Physicists have calculated that in a flat universe the energy of matter is exactly balanced by the energy of the gravity the mass creates. But this is only true in a flat universe. If the universe had been curved, the two sums would not cancel out.
Universe or multiverse?
At this point, making a universe looks almost easy. Quantum mechanics tells us that "nothing" is inherently unstable, so the initial leap from nothing to something may have been inevitable. Then the resulting tiny bubble of space-time could have burgeoned into a massive, busy universe, thanks to inflation. As Krauss puts it, "The laws of physics as we understand them make it eminently plausible that our universe arose from nothing - no space, no time, no particles, nothing that we now know of."
So why did it only happen once? If one space-time bubble popped into existence and inflated to form our universe, what kept other bubbles from doing the same? Linde offers a simple but mind-bending answer.
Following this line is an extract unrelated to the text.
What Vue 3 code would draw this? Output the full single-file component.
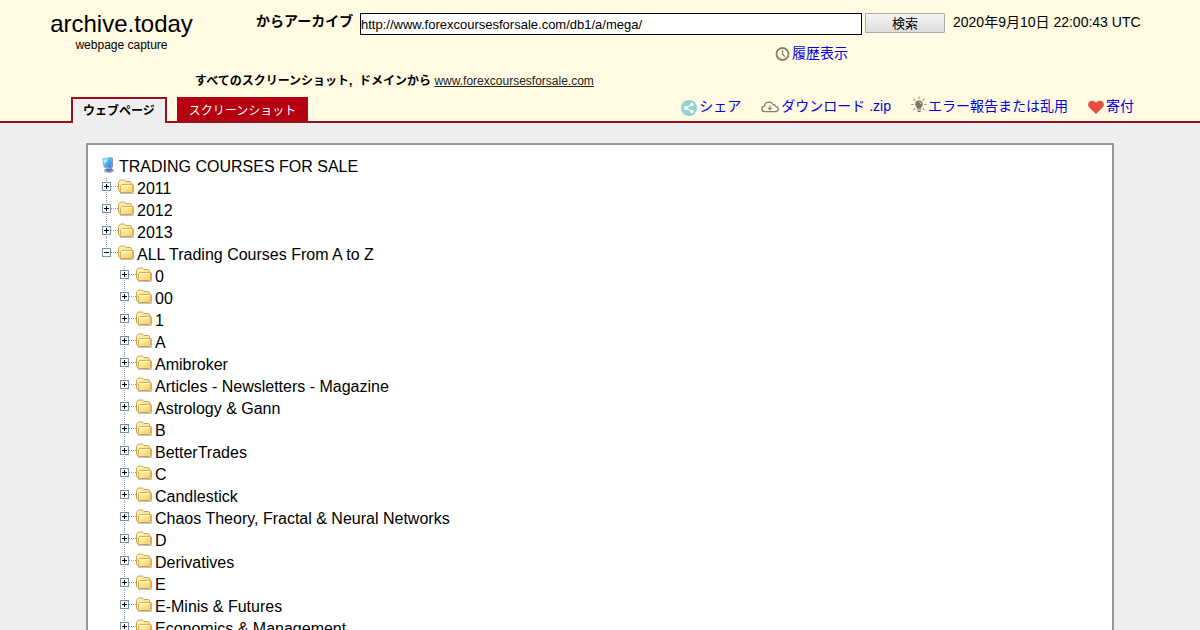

He thinks universes have always been springing into existence, and that this process will continue forever.
When a new universe stops inflating, says Linde, it is still surrounded by space that is continuing to inflate. That inflating space can spawn more universes, with yet more inflating space around them. So once inflation starts it should make an endless cascade of universes, which Linde calls eternal inflation. Our universe may be just one grain of sand on an endless beach.
Those universes might be profoundly different to ours. The universe next door might have five dimensions of space rather than the three – length, breadth and height – that ours does. Gravity might be ten times stronger or a thousand times weaker, or not exist at all. Matter might be built out of utterly different particles.
So there could be a mind-boggling smorgasbord of universes. Linde says eternal inflation is not just the ultimate free lunch: it is the only one at which all possible dishes are available. As yet we don't have hard evidence that other universes exist. But either way, these ideas give a whole new meaning to the phrase "Thanks for nothing".